I do not see how Q or anybody else on the planet could leverage, as is, that particular trading strategy to something like 5-8 times, even with free capital (OPM).

You probably have to talk to Mr. Steve Cohen of Point72on how he does this. Here's a link for your guidance: cohen-point72-s-reveals-high-leverage
Based on your statement above, I am assuming you have very little or no exposure at all with institutional trading. Haven't you heard about some prime brokers giving rebates to their institutional clients in exchange for order flow. It's a totally different game at the institutional level, where 100s of billions are
exchanged in any given day. Prime brokers specializing in institutional clients rely heavily on volume business and providing liquidity to the market and costs and fees are highly negotiable.

Guy, you are a good accountant. You can take statistics and numbers provided to you by the tearsheet and formulate them in a closed equation which is fine. But when start changing and manipulating numbers within that closed equation which is representative of what happen in the past to make predictions on how it will perform in the future, I crinch. It is very easy to play a Monday morning quarterback with the full benefit of hindsight but that in my humble opinion are mere afterthoughts, the veracity of which have to be proven in real time in the future. So the rest of your proposed solutions and take on this algo, I take with a grain salt, no offense. But I do appreciate your feedback, although I know we're both of different mindsets because it gives me a glimpse of how others think.

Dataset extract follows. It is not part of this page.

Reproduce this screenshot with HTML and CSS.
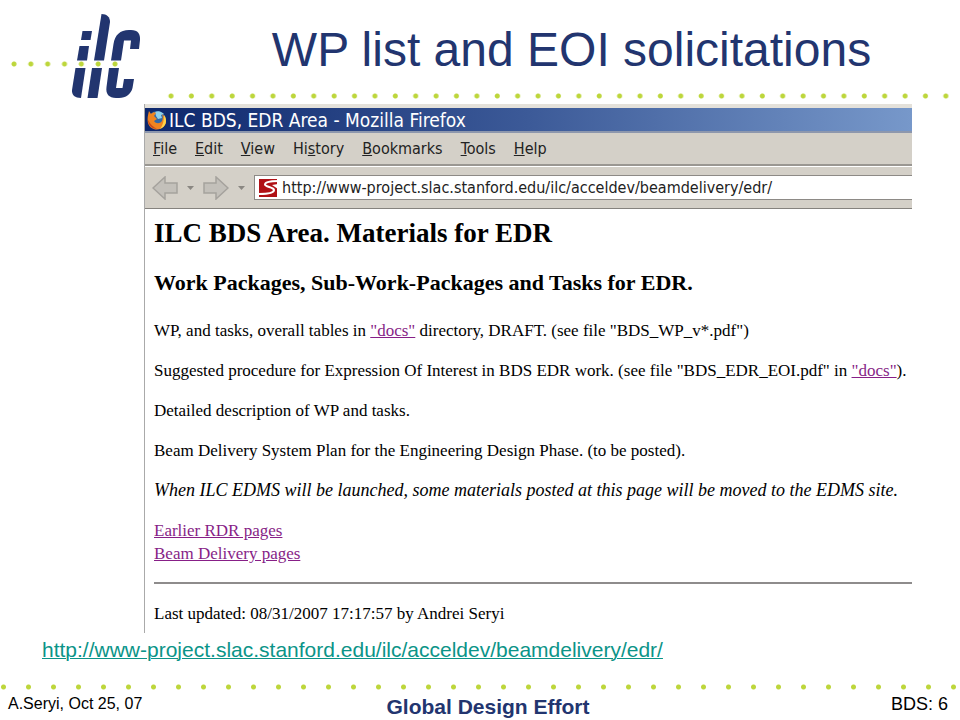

Thanks.

I'll soon be starting a new post with the current tearsheets of my algorithm. Would appreciate feedback, even if it is a different viewpoint or constructive criticism, will be glad to get your views.

Hi Vladimir,

The algo as it is, unleveraged, is no better than Sallie Mae 2.80% 2yrs CD, agreed! But as I keep on saying, at the fund execution level, Q plans to leverage it 5-8 times and that gives a totally different outcome and picture.

PS - Having said that, I do not totally subscribe to this high leverage strategy. In a low interest environment like we have today, it might work but in a high interest environment like the early 1980s, it can fall apart as the disparity between risk free rates and borrowing rates becomes wider and lenders might not be as lax as they are today.

I'm guessing one can't leverage Sallie Mae 2.8% 2yr CD 4x+ because the prime broker discount margin rates will be tied to some transaction levels?